Wenn Migrant*innen und Geflüchtete gewaltsam verschwinden
An den Außengrenzen der EU sind es menschenunwürdige und überfüllte Lager, gewaltsame Push-Backs und Leichen an den Mittelmeer-stränden. In Zentralamerika sind es tausende Menschen in Flüchtlingskarawanen mit dem Ziel USA, die auf ihrem Weg der Gewalt durch guatemaltekische oder mexikanische Sicherheitskräfte und organisierte Kriminelle ausgesetzt sind. In Asien arbeiten Menschen ohne jegliche Absicherung für einen Hungerlohn auf Großbaustellen oder in Privathaushalten. Dies sind nur die besonders sichtbaren Beispiele dafür, welche Gefahren Menschen auf sich nehmen, um Krieg, Gewalt und Armut zu entkommen und ein besseres Leben zu finden. Ihre Wege werden gefährlicher, weil die Migrationspolitik weltweit immer restriktiver wird und legale Migrationswege zunehmend versperrt werden. Der aggressive Diskurs gegen Migrant*innen, Geflüchtete und Asylsuchende und der ihnen oft verwehrte Zugang zu Recht verstärken die Verletzlichkeit dieser Menschen zusätzlich. Je mehr sie in Medien und Politik nur noch als amorphe Menge statt als Individuen wahrgenommen werden, umso geringer wird die Bereitschaft von Staaten nach ihnen zu suchen. Das Risiko für Migrant*innen und Menschen auf der Flucht, Opfer von gewaltsamem Verschwindenlassen zu werden, ist in den vergan- genen Jahren deutlich größer geworden.

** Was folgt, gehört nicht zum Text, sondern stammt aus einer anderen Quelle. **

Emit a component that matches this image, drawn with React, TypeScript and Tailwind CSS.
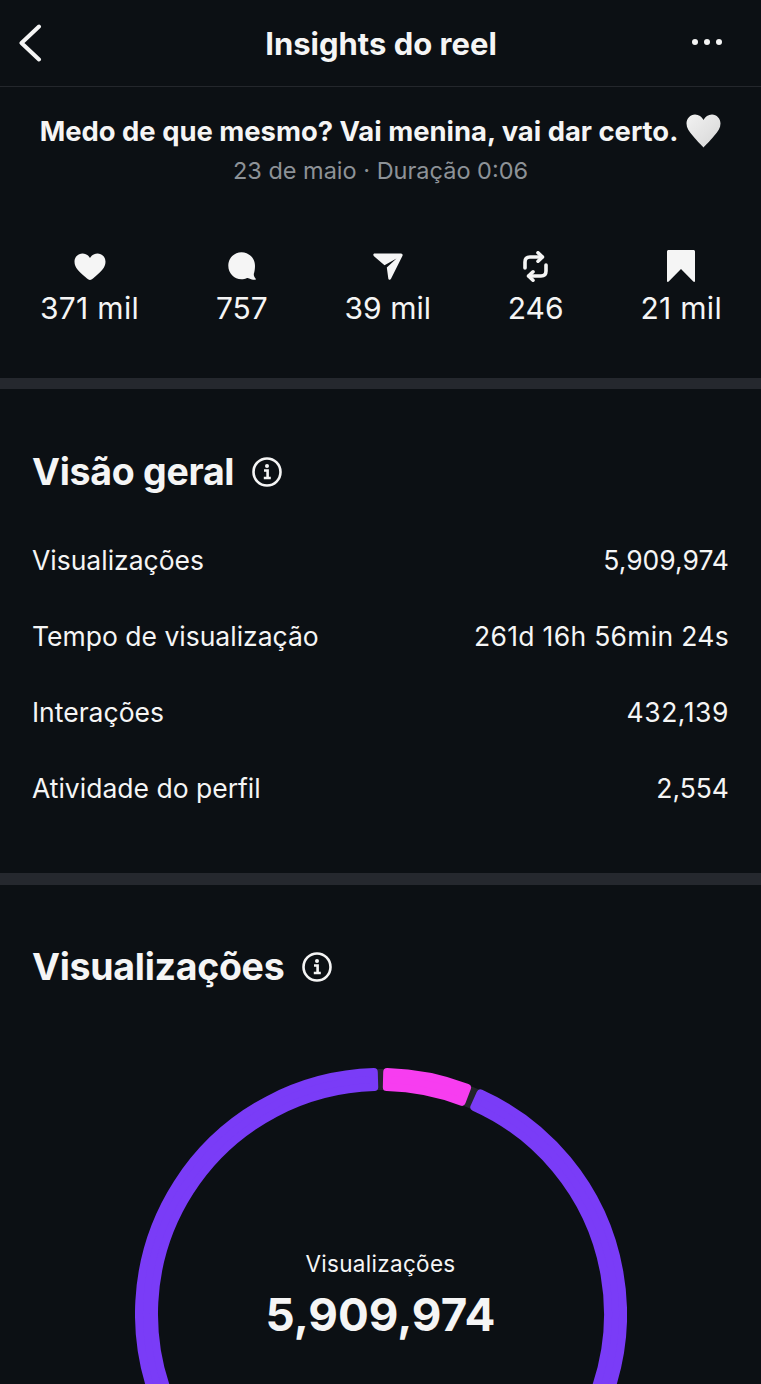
// Insights do reel screen
import type { ReactNode } from "react";

const RING = { cx: 246, cy: 246, outer: 246, inner: 223 };

// arc band with slightly rounded ends: filled path plus a same-colour round-join stroke
function bandPath(fromDeg: number, toDeg: number) {
  const pad = 4;
  const ro = RING.outer - pad;
  const ri = RING.inner + pad;
  const point = (r: number, deg: number) => {
    const a = (deg * Math.PI) / 180;
    return `${(RING.cx + r * Math.sin(a)).toFixed(2)} ${(RING.cy - r * Math.cos(a)).toFixed(2)}`;
  };
  const large = toDeg - fromDeg > 180 ? 1 : 0;
  return `M${point(ro, fromDeg)} A${ro} ${ro} 0 ${large} 1 ${point(ro, toDeg)} L${point(ri, toDeg)} A${ri} ${ri} 0 ${large} 0 ${point(ri, fromDeg)} Z`;
}

// the 1s run wider in the original font, hence the per-row tracking
const overview = [
  { label: "Visualizações", value: "5,909,974", tracking: "" },
  { label: "Tempo de visualização", value: "261d 16h 56min 24s", tracking: "tracking-[0.3px]" },
  { label: "Interações", value: "432,139", tracking: "tracking-[0.55px]" },
  { label: "Atividade do perfil", value: "2,554", tracking: "" },
];

const stats: { icon: ReactNode; value: string; tracking: string }[] = [
  {
    value: "371 mil",
    tracking: "tracking-[0.3px]",
    icon: (
      <svg width="32" height="27" viewBox="0 0 32 27" fill="#f5f5f5">
        <path d="M16 27C14.8 27 13.6 26 11 23.8 5.5 19.200 0.500 15 0.500 8.800 0.500 3.800 4.200 0.500 8.500 0.500 11.700 0.500 14.500 2.200 16 5 17.500 2.200 20.300 0.500 23.500 0.500 27.800 0.500 31.500 3.800 31.500 8.800 31.500 15 26.500 19.200 21 23.800 18.400 26 17.200 27 16 27Z" />
      </svg>
    ),
  },
  {
    value: "757",
    tracking: "",
    icon: (
      <svg width="28" height="28" viewBox="0 0 28 28" fill="#f5f5f5">
        <path d="M13.500 0.300C6.100 0.300 0.300 6.200 0.300 13.700 0.300 21.200 6.100 27.300 13.500 27.300 15.400 27.300 17 27 18.500 26.200 19.500 25.700 20.200 25.900 21.200 26.500 23 27.500 25.500 28 27.300 27.800 28 27.700 28 27 27.500 26.500 26.400 25.300 25.700 23.700 25.800 22 26.500 20 27 16.500 27 13.700 27 6.200 20.900 0.300 13.500 0.300Z" />
      </svg>
    ),
  },
  {
    value: "39 mil",
    tracking: "",
    icon: (
      <svg width="30" height="27" viewBox="0 0 30 27" fill="#f5f5f5">
        <path d="M1.500 0.500H28C29.300 0.500 30 1.700 29.500 2.800L18 25.800C17.300 27.200 15.500 26.900 15.300 25.400L13.800 14.500 23.500 5.500 11.500 12.300 1 3.200C-0.200 2.200 0.300 0.500 1.500 0.500Z" />
      </svg>
    ),
  },
  {
    value: "246",
    tracking: "",
    icon: (
      <svg width="25" height="31" viewBox="0 0 25 31" fill="none" stroke="#f5f5f5" strokeWidth="3.600" strokeLinecap="round" strokeLinejoin="round">
        <path d="M2 17V11Q2 6 7 6H19" />
        <path d="M15 1.800L19.500 6 15 10.200" />
        <path d="M23 14V20Q23 25 18 25H6" />
        <path d="M10 20.800L5.500 25 10 29.200" />
      </svg>
    ),
  },
  {
    value: "21 mil",
    tracking: "tracking-[0.3px]",
    icon: (
      <svg width="28" height="32" viewBox="0 0 28 32" fill="#f5f5f5">
        <path d="M1.500 0H26.500C27.300 0 28 0.700 28 1.500V31C28 32 27 32.200 26.300 31.500L14 19 1.700 31.500C1 32.200 0 32 0 31V1.500C0 0.700 0.700 0 1.500 0Z" />
      </svg>
    ),
  },
];

function InfoIcon() {
  return (
    <svg width="30" height="30" viewBox="0 0 30 30" fill="none">
      <circle cx="15" cy="15" r="13.500" stroke="#f5f5f5" strokeWidth="2.600" />
      <circle cx="15" cy="9" r="2" fill="#f5f5f5" />
      <path d="M12 13.500H15.600V20.800M11.800 21H18.800" stroke="#f5f5f5" strokeWidth="2.600" />
    </svg>
  );
}

function SectionTitle({ children }: { children: ReactNode }) {
  return (
    <div className="flex items-center gap-[18px]">
      <h2 className="text-[37.500px] leading-[46px] font-bold tracking-[-0.3px] text-[#f5f5f5]">{children}</h2>
      <InfoIcon />
    </div>
  );
}

export default function App() {
  return (
    <div
      className="h-[1384px] w-[761px] overflow-hidden bg-[#0c1014] text-[#f5f5f5]"
      style={{ fontFamily: "Inter, 'Liberation Sans', sans-serif" }}
    >
      {/* HEADER */}
      <header className="grid h-[87px] grid-cols-[1fr_auto_1fr] items-center border-b border-[#24272c] pl-[18px] pr-[39px]">
        <svg width="24" height="38" viewBox="0 0 24 38" fill="none" className="mb-[1px]">
          <path d="M21 2.500L3.500 19 21 35.500" stroke="#f5f5f5" strokeWidth="4" strokeLinecap="round" strokeLinejoin="round" />
        </svg>
        <h1 className="translate-x-[11px] text-[31px] font-bold leading-none">Insights do reel</h1>
        <svg width="30" height="6" viewBox="0 0 30 6" fill="#f5f5f5" className="mb-[2px] justify-self-end">
          <circle cx="3" cy="3" r="3" />
          <circle cx="15" cy="3" r="3" />
          <circle cx="27" cy="3" r="3" />
        </svg>
      </header>

      {/* CAPTION */}
      <div className="flex flex-col items-center pt-[25px]">
        <div className="flex items-center gap-[8px]">
          <p className="text-[27.400px] font-bold leading-[38px]">Medo de que mesmo? Vai menina, vai dar certo.</p>
          <svg width="35" height="34" viewBox="0 0 35 34">
            <defs>
              <linearGradient id="emojiHeart" x1="0" y1="0" x2="1" y2="1">
                <stop offset="0" stopColor="#f2f2f2" />
                <stop offset="1" stopColor="#d6d6d6" />
              </linearGradient>
            </defs>
            <path fill="url(#emojiHeart)" d="M17.500 33.500C15.500 31 11.500 27.500 7 22 3 17.500 0.500 14 0.500 9.500 0.500 4.500 4.300 0.500 9 0.500 12.800 0.500 15.800 2.700 17.500 6 19.200 2.700 22.200 0.500 26 0.500 30.700 0.500 34.500 4.500 34.500 9.500 34.500 14 32 17.500 28 22 23.500 27.500 19.500 31 17.500 33.500Z" />
          </svg>
        </div>
        <p className="mt-[6px] text-[23.500px] leading-[30px] text-[#8d9297]">23 de maio · Duração 0:06</p>
      </div>

      {/* STATS */}
      <div className="flex justify-between pl-[40px] pr-[39px] pt-[64px]">
        {stats.map((stat) => (
          <div key={stat.value} className="flex flex-col items-center">
            <div className="flex h-[32px] items-center justify-center">{stat.icon}</div>
            <span className={`mt-[8px] text-[30px] leading-[36px] ${stat.tracking}`}>{stat.value}</span>
          </div>
        ))}
      </div>

      <div className="mt-[52px] h-[11px] bg-[#25282e]" />

      {/* OVERVIEW */}
      <section className="px-[32px] pt-[60px]">
        <SectionTitle>Visão geral</SectionTitle>
        <ul className="mt-[28px] flex flex-col">
          {overview.map((row) => (
            <li key={row.label} className="flex h-[76px] items-center justify-between text-[26.500px]">
              <span>{row.label}</span>
              <span className={row.tracking}>{row.value}</span>
            </li>
          ))}
        </ul>
      </section>

      <div className="mt-[46px] h-[12px] bg-[#25282e]" />

      {/* VIEWS */}
      <section className="pt-[59px]">
        <div className="px-[32px]">
          <SectionTitle>Visualizações</SectionTitle>
        </div>
        <div className="relative mx-auto mt-[78px] h-[492px] w-[492px]">
          <svg width="492" height="492" viewBox="0 0 492 492">
            <circle cx="246" cy="246" r="234.500" fill="none" stroke="#22252a" strokeWidth="21" />
            <path d={bandPath(24.280, 358.290)} fill="#7a3cf7" stroke="#7a3cf7" strokeWidth="8" strokeLinejoin="round" />
            <path d={bandPath(1.470, 20.820)} fill="#f73df0" stroke="#f73df0" strokeWidth="8" strokeLinejoin="round" />
          </svg>
          <div className="absolute inset-x-0 top-[181px] flex flex-col items-center">
            <span className="text-[22.500px] leading-[30px] tracking-[0.3px]">Visualizações</span>
            <span className="mt-[9px] text-[45.700px] font-bold leading-[54px]">5,909,974</span>
          </div>
        </div>
      </section>
    </div>
  );
}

Schon als Abgeordnete des Europaparlaments von 2009 bis 2019 habe ich mich viel mit der europäischen Flüchtlingspolitik und der Menschenrechtslage von Geflüchteten und Migrant*innen weltweit beschäftigt. Ich weiß um die Tausende von ihnen, die jedes Jahr auf dem Weg in das Zielland verschwinden. Diese Zahlen werden zukünftig eher noch steigen, auch wenn längst nicht alle Opfer von gewaltsamem Verschwindenlassen sind. Die Dunkelziffer ist sehr hoch, auch weil bei den vielen Haftzentren, in denen Migrant*innen gefangen gehalten werden, es nahezu unmöglich ist, Fälle von gewaltsam Verschwundenen Migrant*innen zu belegen.